((

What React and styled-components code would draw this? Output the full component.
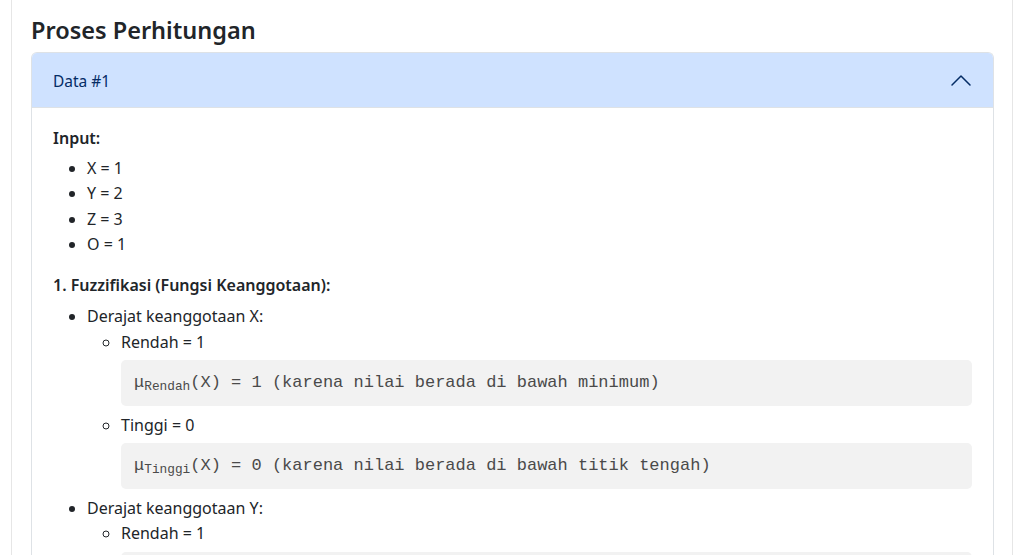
import styled, { createGlobalStyle } from "styled-components"

const GlobalStyle = createGlobalStyle`
  html, body {
    margin: 0;
    background: #ffffff;
    font-family: "Noto Sans", "Open Sans", sans-serif;
    color: #212529;
  }
`

const Page = styled.div`
  padding: 0 11px;
`

const Card = styled.section`
  border-left: 1px solid #e6e6e6;
  border-right: 1px solid #e6e6e6;
  padding: 15px 18px 0 19px;
  min-height: 555px;
  box-sizing: border-box;
`

const Title = styled.h2`
  margin: 0 0 6px;
  font-size: 23.5px;
  font-weight: 600;
  line-height: 31px;
  color: #212529;
`

const Accordion = styled.div`
  border: 1px solid #dee2e6;
  border-bottom: none;
  border-radius: 6px 6px 0 0;
  overflow: hidden;
`

const Header = styled.button`
  display: flex;
  align-items: center;
  justify-content: space-between;
  width: 100%;
  height: 55px;
  padding: 1px 20px 0 21px;
  border: none;
  border-bottom: 1px solid #dee2e6;
  background: #cfe2ff;
  color: #052c65;
  font-family: inherit;
  font-size: 15.5px;
  text-align: left;
  box-sizing: border-box;
`

const Body = styled.div`
  padding: 18px 21px 0 21px;
  font-size: 16px;
  line-height: 25.5px;
`

const Label = styled.div`
  font-weight: 600;
  margin-bottom: ${(p) => p.$mb || "4px"};
`

const List = styled.ul`
  margin: 0 0 ${(p) => p.$mb || "0"};
  padding-left: 34px;
  list-style-type: ${(p) => (p.$nested ? "circle" : "disc")};
`

const Item = styled.li``

const Code = styled.pre`
  margin: 5px 0 7px;
  padding: 10px 13px;
  background: #f2f2f2;
  border-radius: 5px;
  font-family: "Liberation Mono", "Courier New", monospace;
  font-size: 17px;
  line-height: 25.5px;
  color: #4a4a4a;
  white-space: pre-wrap;

  sub {
    font-size: 12.8px;
    vertical-align: -3px;
    line-height: 0;
  }
`

function Chevron() {
  return (
    <svg width="24" height="24" viewBox="0 0 24 24" fill="none">
      <path d="M3 16 L12 7 L21 16" stroke="#052c65" strokeWidth="1.5" strokeLinecap="round" strokeLinejoin="round" />
    </svg>
  )
}

function Degree({ name, value, note, v }) {
  return (
    <Item>
      {name} = {value}
      <Code>
        μ<sub>{name}</sub>({v}) = {value} ({note})
      </Code>
    </Item>
  )
}

export default function App() {
  return (
    <Page>
      <GlobalStyle />
      <Card>
        <Title>Proses Perhitungan</Title>
        <Accordion>
          <Header>
            Data #1
            <Chevron />
          </Header>
          <Body>
            <Label>Input:</Label>
            <List $mb="15px">
              <Item>X = 1</Item>
              <Item>Y = 2</Item>
              <Item>Z = 3</Item>
              <Item>O = 1</Item>
            </List>
            <Label $mb="6px">1. Fuzzifikasi (Fungsi Keanggotaan):</Label>
            <List>
              <Item>
                Derajat keanggotaan X:
                <List $nested>
                  <Degree name="Rendah" value="1" v="X" note="karena nilai berada di bawah minimum" />
                  <Degree name="Tinggi" value="0" v="X" note="karena nilai berada di bawah titik tengah" />
                </List>
              </Item>
              <Item>
                Derajat keanggotaan Y:
                <List $nested>
                  <Degree name="Rendah" value="1" v="Y" note="karena nilai berada di bawah minimum" />
                </List>
              </Item>
            </List>
          </Body>
        </Accordion>
      </Card>
    </Page>
  )
}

))

-- What you should do --
Transcribe all the data word for word; the images stay out.

-- Expected output --
What React and styled-components code would draw this? Output the full component.
import styled, { createGlobalStyle } from "styled-components"

const GlobalStyle = createGlobalStyle`
  html, body {
    margin: 0;
    background: #ffffff;
    font-family: "Noto Sans", "Open Sans", sans-serif;
    color: #212529;
  }
`

const Page = styled.div`
  padding: 0 11px;
`

const Card = styled.section`
  border-left: 1px solid #e6e6e6;
  border-right: 1px solid #e6e6e6;
  padding: 15px 18px 0 19px;
  min-height: 555px;
  box-sizing: border-box;
`

const Title = styled.h2`
  margin: 0 0 6px;
  font-size: 23.5px;
  font-weight: 600;
  line-height: 31px;
  color: #212529;
`

const Accordion = styled.div`
  border: 1px solid #dee2e6;
  border-bottom: none;
  border-radius: 6px 6px 0 0;
  overflow: hidden;
`

const Header = styled.button`
  display: flex;
  align-items: center;
  justify-content: space-between;
  width: 100%;
  height: 55px;
  padding: 1px 20px 0 21px;
  border: none;
  border-bottom: 1px solid #dee2e6;
  background: #cfe2ff;
  color: #052c65;
  font-family: inherit;
  font-size: 15.5px;
  text-align: left;
  box-sizing: border-box;
`

const Body = styled.div`
  padding: 18px 21px 0 21px;
  font-size: 16px;
  line-height: 25.5px;
`

const Label = styled.div`
  font-weight: 600;
  margin-bottom: ${(p) => p.$mb || "4px"};
`

const List = styled.ul`
  margin: 0 0 ${(p) => p.$mb || "0"};
  padding-left: 34px;
  list-style-type: ${(p) => (p.$nested ? "circle" : "disc")};
`

const Item = styled.li``

const Code = styled.pre`
  margin: 5px 0 7px;
  padding: 10px 13px;
  background: #f2f2f2;
  border-radius: 5px;
  font-family: "Liberation Mono", "Courier New", monospace;
  font-size: 17px;
  line-height: 25.5px;
  color: #4a4a4a;
  white-space: pre-wrap;

  sub {
    font-size: 12.8px;
    vertical-align: -3px;
    line-height: 0;
  }
`

function Chevron() {
  return (
    <svg width="24" height="24" viewBox="0 0 24 24" fill="none">
      <path d="M3 16 L12 7 L21 16" stroke="#052c65" strokeWidth="1.5" strokeLinecap="round" strokeLinejoin="round" />
    </svg>
  )
}

function Degree({ name, value, note, v }) {
  return (
    <Item>
      {name} = {value}
      <Code>
        μ<sub>{name}</sub>({v}) = {value} ({note})
      </Code>
    </Item>
  )
}

export default function App() {
  return (
    <Page>
      <GlobalStyle />
      <Card>
        <Title>Proses Perhitungan</Title>
        <Accordion>
          <Header>
            Data #1
            <Chevron />
          </Header>
          <Body>
            <Label>Input:</Label>
            <List $mb="15px">
              <Item>X = 1</Item>
              <Item>Y = 2</Item>
              <Item>Z = 3</Item>
              <Item>O = 1</Item>
            </List>
            <Label $mb="6px">1. Fuzzifikasi (Fungsi Keanggotaan):</Label>
            <List>
              <Item>
                Derajat keanggotaan X:
                <List $nested>
                  <Degree name="Rendah" value="1" v="X" note="karena nilai berada di bawah minimum" />
                  <Degree name="Tinggi" value="0" v="X" note="karena nilai berada di bawah titik tengah" />
                </List>
              </Item>
              <Item>
                Derajat keanggotaan Y:
                <List $nested>
                  <Degree name="Rendah" value="1" v="Y" note="karena nilai berada di bawah minimum" />
                </List>
              </Item>
            </List>
          </Body>
        </Accordion>
      </Card>
    </Page>
  )
}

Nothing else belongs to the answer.